News for Product Manufacturers from Hanley Wood CEO Frank Anton
Business 101 Revisited
My wife has an MBA. So, not surprisingly, she's the one who reads the business books that promise to reveal the secrets of good management in 300 pages or less. I have a master's in journalism, earned because I wanted to be a sportswriter. So, not surprisingly, I'm the one who reads the sports pages, first thing, every day.
But with the management of my business being made so difficult by the collapse of the housing industry, I recently forced myself to read a rather old magazine article and a recent report from a consulting firm, each of which promised to offer sage business advice on managing during a downturn. Having survived in business through four housing downturns, I really wasn't expecting either the article or the report to tell me something I didn't already know. And, in fact, neither broke entirely new ground. But both made powerful points that, I think, bear repeating here.

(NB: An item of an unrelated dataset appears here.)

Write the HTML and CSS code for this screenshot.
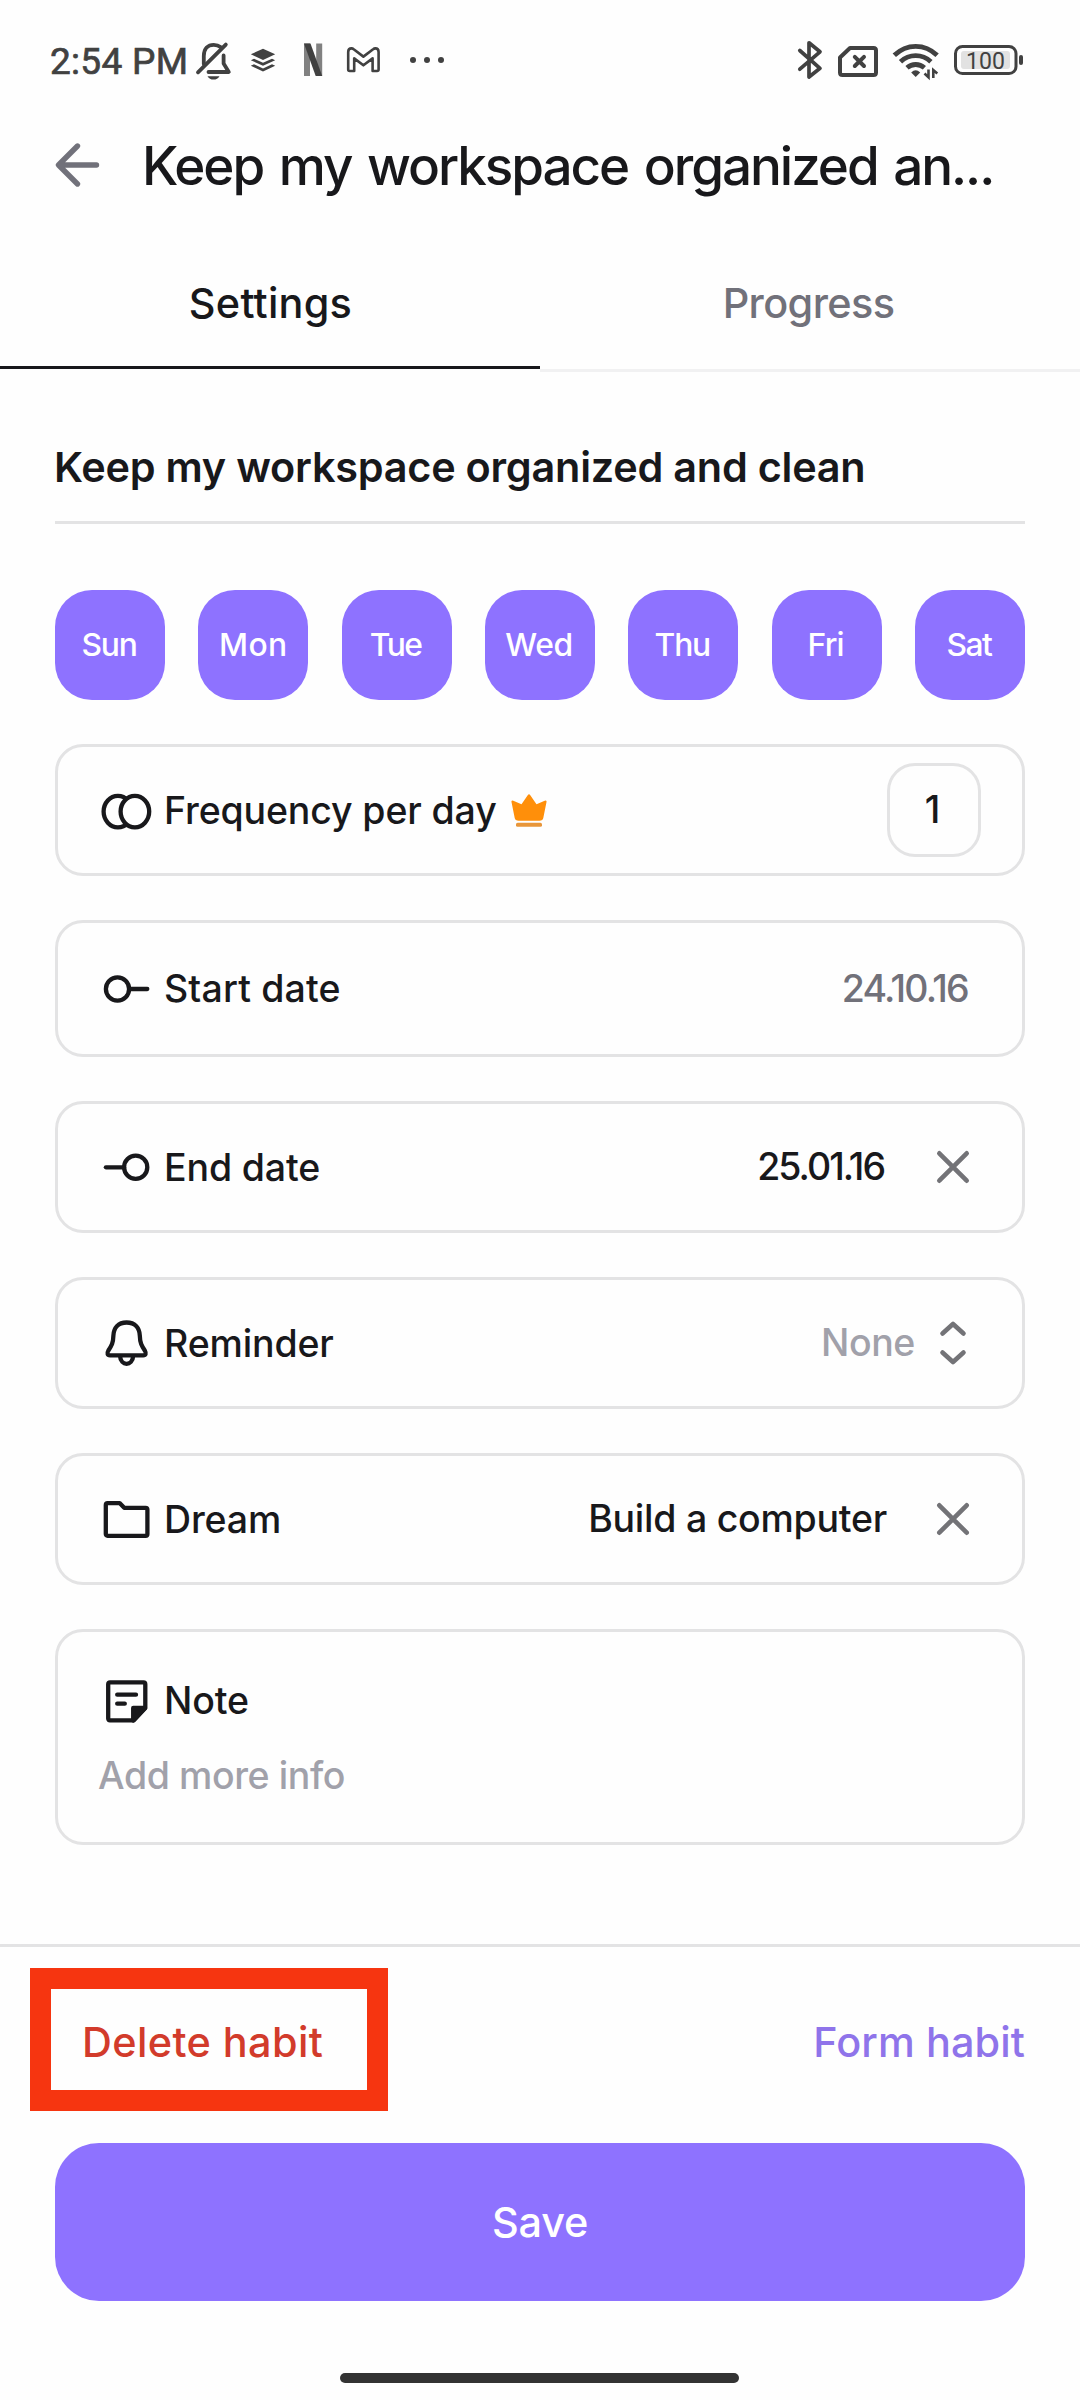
FILE: index.html
```html
<!DOCTYPE html>
<html lang="en">
<head>
<meta charset="utf-8">
<title>Habit settings</title>
<link rel="stylesheet" href="styles.css">
</head>
<body>
<div class="screen">
  <div class="status">
    <div class="status-group">
      <span class="time">2:54 PM</span>
      <svg class="ico-bell-off" width="40" height="44" viewBox="194 40 40 44" fill="none" stroke="#414141" stroke-width="3.8" stroke-linecap="round" stroke-linejoin="round">
        <path d="M203.8 64V56C203.8 48.600 208 44.800 213.700 44.800C216.500 44.800 218.800 45.600 220.500 47"/>
        <path d="M198 72.300L225.800 44.600"/>
        <path d="M223.600 55.500V63.500L228.800 72H208.500" />
        <path d="M207.500 76.200H219.500Q217.500 79.600 213.500 79.600Q209.500 79.600 207.500 76.200Z" fill="#414141" stroke="none"/>
      </svg>
      <svg class="ico-stack" width="30" height="44" viewBox="248 40 30 44" fill="#414141">
        <path d="M263 48.800L275.200 54.200L263 60L250.800 54.200Z"/>
        <path d="M250.800 60.200L254 58.700L263 62.800L272 58.700L275.200 60.200L263 65.800Z"/>
        <path d="M250.800 65.800L254 64.300L263 68.400L272 64.300L275.200 65.800L263 71.400Z"/>
      </svg>
      <svg class="ico-n" width="22" height="44" viewBox="302 40 22 44">
        <path d="M304 43.500H310V76H304ZM316.200 43.500H322.200V76H316.200Z" fill="#818181"/>
        <path d="M304 43.500H310.500L322.200 76H315.700Z" fill="#414141"/>
      </svg>
      <svg class="ico-mail" width="38" height="44" viewBox="345 40 38 44" fill="none" stroke="#414141" stroke-width="2.600" stroke-linejoin="round">
        <path d="M348.200 52Q348.200 48.400 351.500 48.400Q352.700 48.400 353.700 49.200L363.400 56.600L373.100 49.200Q374.100 48.400 375.300 48.400Q378.600 48.400 378.600 52V69.500Q378.600 71 377.100 71H372.600V58.400L363.400 65.300L354.200 58.400V71H349.700Q348.200 71 348.200 69.500Z"/>
      </svg>
      <svg class="ico-more" width="38" height="44" viewBox="408 40 38 44" fill="#414141">
        <circle cx="413" cy="60" r="3"/><circle cx="427" cy="60" r="3"/><circle cx="441" cy="60" r="3"/>
      </svg>
    </div>
    <div class="status-group">
      <svg width="28" height="44" viewBox="796 40 28 44" fill="none" stroke="#414141" stroke-width="3.700" stroke-linecap="round" stroke-linejoin="round">
        <path d="M799.800 50.500L820 68.300L809 77V42.800L820 51.800L799.800 69.200"/>
      </svg>
      <svg class="ico-sim" width="44" height="44" viewBox="836 40 44 44" fill="none" stroke="#414141" stroke-width="4" stroke-linecap="round" stroke-linejoin="round">
        <path d="M850 48H873.500Q876 48 876 50.500V72.500Q876 75 873.500 75H842.500Q840 75 840 72.500V57.500Z"/>
        <path d="M854.800 56.800L864 66M864 56.800L854.800 66"/>
      </svg>
      <svg class="ico-wifi" width="50" height="44" viewBox="890 40 50 44" fill="none" stroke="#414141" stroke-width="4.800">
        <path d="M894.300 55.300Q903.500 46.300 915.700 46.300Q927.900 46.300 937.100 55.300"/>
        <path d="M900.500 61.800Q907 55.700 915.700 55.700Q924.400 55.700 930.900 61.800"/>
        <path d="M907 67.800Q910.800 64.500 915.700 64.500Q920.600 64.500 924.400 67.800"/>
        <path d="M911.200 72.500Q915.700 68 920.200 72.500L915.700 77Z" fill="#414141" stroke="none"/>
        <path d="M928.500 69.500V77.200L924.500 73.500M933.300 78V70L937.300 73.500" stroke-width="2.600"/>
      </svg>
      <svg class="ico-battery" width="73" height="44" viewBox="952 40 73 44">
        <rect x="955.500" y="46.500" width="60.500" height="27" rx="7" fill="none" stroke="#414141" stroke-width="3"/>
        <rect x="961" y="51" width="49" height="18" rx="3" fill="#e2e2e2"/>
        <rect x="1019" y="55" width="4" height="10" rx="2" fill="#414141"/>
        <text x="985.500" y="69" text-anchor="middle" class="battery-text">100</text>
      </svg>
    </div>
  </div>

  <header class="header">
    <svg width="48" height="48" viewBox="0 0 48 48" fill="none" stroke="#71717a" stroke-width="5.400" stroke-linecap="round" stroke-linejoin="round">
      <path d="M43.500 24H6M24.500 5L5.500 24L24.500 43"/>
    </svg>
    <h1 class="title">Keep my workspace organized an...</h1>
  </header>

  <nav class="tabs">
    <div class="tab active"><span class="settings">Settings</span></div>
    <div class="tab"><span class="progress">Progress</span></div>
  </nav>

  <main class="content">
    <div class="name">Keep my workspace organized and clean</div>

    <div class="days">
      <span class="day sun">Sun</span><span class="day mon">Mon</span><span class="day tue">Tue</span><span class="day">Wed</span><span class="day thu">Thu</span><span class="day fri">Fri</span><span class="day sat">Sat</span>
    </div>

    <div class="cards">
      <div class="card">
        <svg class="icon" viewBox="0 0 54 54"><ellipse cx="18.900" cy="28.600" rx="14.300" ry="15.700"/><ellipse cx="35.900" cy="28.600" rx="14.300" ry="15.700" fill="#fff"/></svg>
        <span class="label">Frequency per day</span>
        <svg class="crown" width="36" height="40" viewBox="0 0 36 40">
          <path d="M.4 11.500Q.8 9.900 2.300 10.800L10.500 14.300L16.700 5.200Q18 3.300 19.300 5.200L25.500 14.300L33.700 10.800Q35.200 9.900 35.600 11.500L32.300 28Q31.700 30.800 28.500 30.800H7.500Q4.300 30.800 3.700 28Z" fill="#ff8f0a"/>
          <rect x="5" y="32.800" width="26" height="4" rx="1.600" fill="#e8963a"/>
        </svg>
        <span class="stepper">1</span>
      </div>
      <div class="card tall">
        <svg class="icon" viewBox="0 0 54 54"><circle cx="18.500" cy="27" r="11.600"/><path d="M30 27H48.300"/></svg>
        <span class="label wide">Start date</span>
        <span class="value start">24.10.16</span>
      </div>
      <div class="card">
        <svg class="icon" viewBox="0 0 54 54"><circle cx="36.700" cy="27.300" r="11.600"/><path d="M25 27.300H6.900"/></svg>
        <span class="label">End date</span>
        <span class="value end">25.01.16</span>
        <svg class="action" viewBox="0 0 56 56"><path d="M14.300 14.300L41.700 41.700M41.700 14.300L14.300 41.700"/></svg>
      </div>
      <div class="card">
        <svg class="icon" viewBox="0 0 54 54"><path d="M27.600 6.500C19 6.500 14.700 12 14.400 19.500C14.200 27 12.600 29.500 9.400 34.500C7.700 37.500 8.500 39.300 11 39.300H44.200C46.700 39.300 47.500 37.500 45.800 34.500C42.600 29.500 41 27 40.800 19.500C40.500 12 36.200 6.500 27.600 6.500ZM21 40C21.800 50.500 33.400 50.500 34.200 40"/></svg>
        <span class="label">Reminder</span>
        <span class="value none">None</span>
        <svg class="action" viewBox="0 0 56 56"><path d="M17.500 18.500L28 9L38.500 18.500M17.500 37.500L28 47L38.500 37.500"/></svg>
      </div>
      <div class="card">
        <svg class="icon" viewBox="0 0 54 54"><path d="M8.600 11.100H20.600L25.200 15.800H46.600Q48.400 15.800 48.400 17.600V42Q48.400 43.800 46.600 43.800H8.600Q6.800 43.800 6.800 42V12.900Q6.800 11.100 8.600 11.100Z"/></svg>
        <span class="label">Dream</span>
        <span class="value">Build a computer</span>
        <svg class="action" viewBox="0 0 56 56"><path d="M14.300 14.300L41.700 41.700M41.700 14.300L14.300 41.700"/></svg>
      </div>
      <div class="card note">
        <div class="note-head">
          <svg class="icon" viewBox="0 0 54 54"><path d="M11 8.400H44.500Q46.300 8.400 46.300 10.200V34L34.800 46.400H11Q9.200 46.400 9.200 44.600V10.200Q9.200 8.400 11 8.400ZM18.200 20.700H37M18.200 29.700H25.800"/><path d="M34.200 34H46L34.200 46.400Z" fill="#18181b"/></svg>
          <span class="label">Note</span>
        </div>
        <div class="placeholder">Add more info</div>
      </div>
    </div>
  </main>

  <footer class="footer">
    <div class="actions">
      <div class="highlight"><span class="delete">Delete habit</span></div>
      <span class="form">Form habit</span>
    </div>
    <div class="save">Save</div>
    <div class="home-bar"></div>
  </footer>
</div>
</body>
</html>
```
FILE: styles.css
```css
* { box-sizing: border-box; }
body {
  margin: 0;
  background: #fff;
  color: #18181b;
  font-family: Inter, "Liberation Sans", sans-serif;
  font-weight: 500;
}
svg { display: block; flex: none; }
.screen { width: 1080px; height: 2400px; display: flex; flex-direction: column; background: #fefefe; overflow: hidden; }

.status { height: 124px; padding: 0 55px 0 50px; display: flex; justify-content: space-between; align-items: center; }
.status-group { display: flex; align-items: center; }
.time { width: 144px; font: 400 37px/44px Roboto, sans-serif; letter-spacing: .3px; color: #414141; -webkit-text-stroke: .7px #414141; white-space: nowrap; }
.ico-stack { margin-left: 14px; }
.ico-n { margin-left: 24px; }
.ico-mail { margin-left: 21px; }
.ico-more { margin-left: 25px; }
.ico-sim { margin-left: 12px; }
.ico-wifi { margin-left: 10px; }
.ico-battery { margin-left: 12px; }
.battery-text { font: 400 23px Roboto, sans-serif; fill: #414141; }

.header { height: 82px; padding-left: 53px; display: flex; align-items: center; }
.title { margin: 1px 0 0 41px; font-size: 53px; font-weight: 500; line-height: 66px; letter-spacing: -2.050px; word-spacing: 3.500px; white-space: nowrap; }

.tabs { display: flex; align-items: flex-start; height: 166px; }
.tab { flex: 1; height: 166px; padding-top: 67px; text-align: center; font-size: 41.400px; line-height: 60px; color: #71717a; border-bottom: 3px solid #f1f1f2; }
.tab.active { height: 163px; color: #18181b; border-bottom-color: #18181b; }
.settings { padding-left: 1px; letter-spacing: .25px; }
.progress { padding-right: 3px; letter-spacing: -.6px; }

.content { padding: 0 55px; }
.name { height: 152px; padding-top: 65px; font-size: 41.400px; font-weight: 600; line-height: 60px; letter-spacing: -.23px; text-indent: -1px; border-bottom: 3px solid #e3e3e4; white-space: nowrap; }

.days { margin-top: 66px; display: flex; justify-content: space-between; }
.day { width: 110px; height: 110px; padding-right: 2px; border-radius: 37px; background: #8e72ff; color: #fff; font-size: 31.800px; line-height: 109px; text-align: center; letter-spacing: -.4px; }
.sun, .thu { letter-spacing: -1.200px; }
.mon { padding-right: 0; letter-spacing: .5px; }
.tue, .sat { letter-spacing: -1.500px; }
.fri { letter-spacing: -.8px; }

.cards { margin-top: 44px; display: flex; flex-direction: column; gap: 44px; }
.card { height: 132px; padding: 0 41px; border: 3px solid #e3e3e4; border-radius: 28px; display: flex; align-items: center; font-size: 37.500px; line-height: 54px; white-space: nowrap; }
.tall { height: 137px; }
.icon { width: 54px; height: 54px; fill: none; stroke: #18181b; stroke-width: 4.300px; stroke-linecap: round; stroke-linejoin: round; }
.label { margin: 1px 0 0 11px; letter-spacing: -.14px; }
.wide { letter-spacing: .15px; }
.crown { margin-left: 14px; }
.stepper { margin-left: auto; width: 94px; height: 94px; padding-right: 3px; border: 3px solid #e3e3e4; border-radius: 28px; line-height: 87px; text-align: center; }
.value { margin-left: auto; letter-spacing: -.25px; }
.value + .action { margin-left: 38px; }
.action { width: 56px; height: 56px; fill: none; stroke: #737377; stroke-width: 4.600px; stroke-linecap: round; stroke-linejoin: round; }
.start { margin-right: 13px; color: #71717a; letter-spacing: -1.700px; }
.end { letter-spacing: -2px; }
.end + .action { margin-left: 41px; }
.none { color: #a1a1aa; letter-spacing: -.4px; }
.none + .action { margin-left: 10px; }

.note { height: 216px; display: block; padding-top: 41px; }
.note-head { display: flex; align-items: center; }
.placeholder { margin-top: 21px; text-indent: -1px; color: #a1a1aa; letter-spacing: -.4px; }

.footer { margin-top: 99px; border-top: 3px solid #e3e3e4; }
.actions { display: flex; justify-content: space-between; padding: 21px 55px 0 30px; font-size: 41.400px; line-height: 60px; }
.highlight { width: 358px; height: 143px; border: 21px solid #f63510; padding: 23px 0 0 31px; white-space: nowrap; }
.delete { color: #d23b2b; letter-spacing: .4px; }
.form { margin-top: 44px; color: #8f74ea; letter-spacing: .1px; }
.save { margin: 32px 55px 0; height: 158px; border-radius: 44px; background: #8e72ff; color: #fff; font-size: 41.400px; line-height: 158px; text-align: center; letter-spacing: -.2px; }
.home-bar { width: 399px; height: 10px; margin: 72px 0 0 340px; border-radius: 5px; background: #333; }
```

First, this from a June 2001 article, "Moving Upward in a Downturn," from The Harvard Business Review: "Contrary to conventional wisdom, downturn winners avoid diversification. ... What does make sense is focus, creating ballast by reinforcing the core business. ... Concentrate as many resources as possible on playing to win on the main field of competition." (If I had 1,000 housing starts for every media executive who told me Hanley Wood should diversify, the housing recession would be over!)
The following points are all from a new report from Booz & Company. Let's begin with: "It makes sense to get ready for a worse outcome rather than to simply hope for a better one." (Our most pessimistic projections about housing activity have in every case been too optimistic.)
The next point seems obvious — "Stay focused on your best businesses, your best products and your best customers" — but it's nonetheless easy to get sidetracked and eventually dead-ended looking for too many new ideas and new customers to buy them.
The next three points seem to me hugely important and very related. First, this: "Strong and weak companies alike may have too much capacity ... too much business overhead, and too much staff." (A year or so ago it didn't seem like we had enough of any of those.) Second: "Complexity and capacity are the handmaidens of excessive overhead." (Overengineering and good times go hand in hand.) And third: "Avoid using pricing to secure the volume you need to cover fixed costs you shouldn't have in the first place." (Amen.)
The 15-year housing boom was fun while it lasted. Almost everybody prospered, but at the same time just about everybody fell into the same traps — and all the traps were triggered when housing starts collapsed. Now, none of us can wait for a revived housing industry (or a federal bailout) to come to the rescue. We'll have to save ourselves.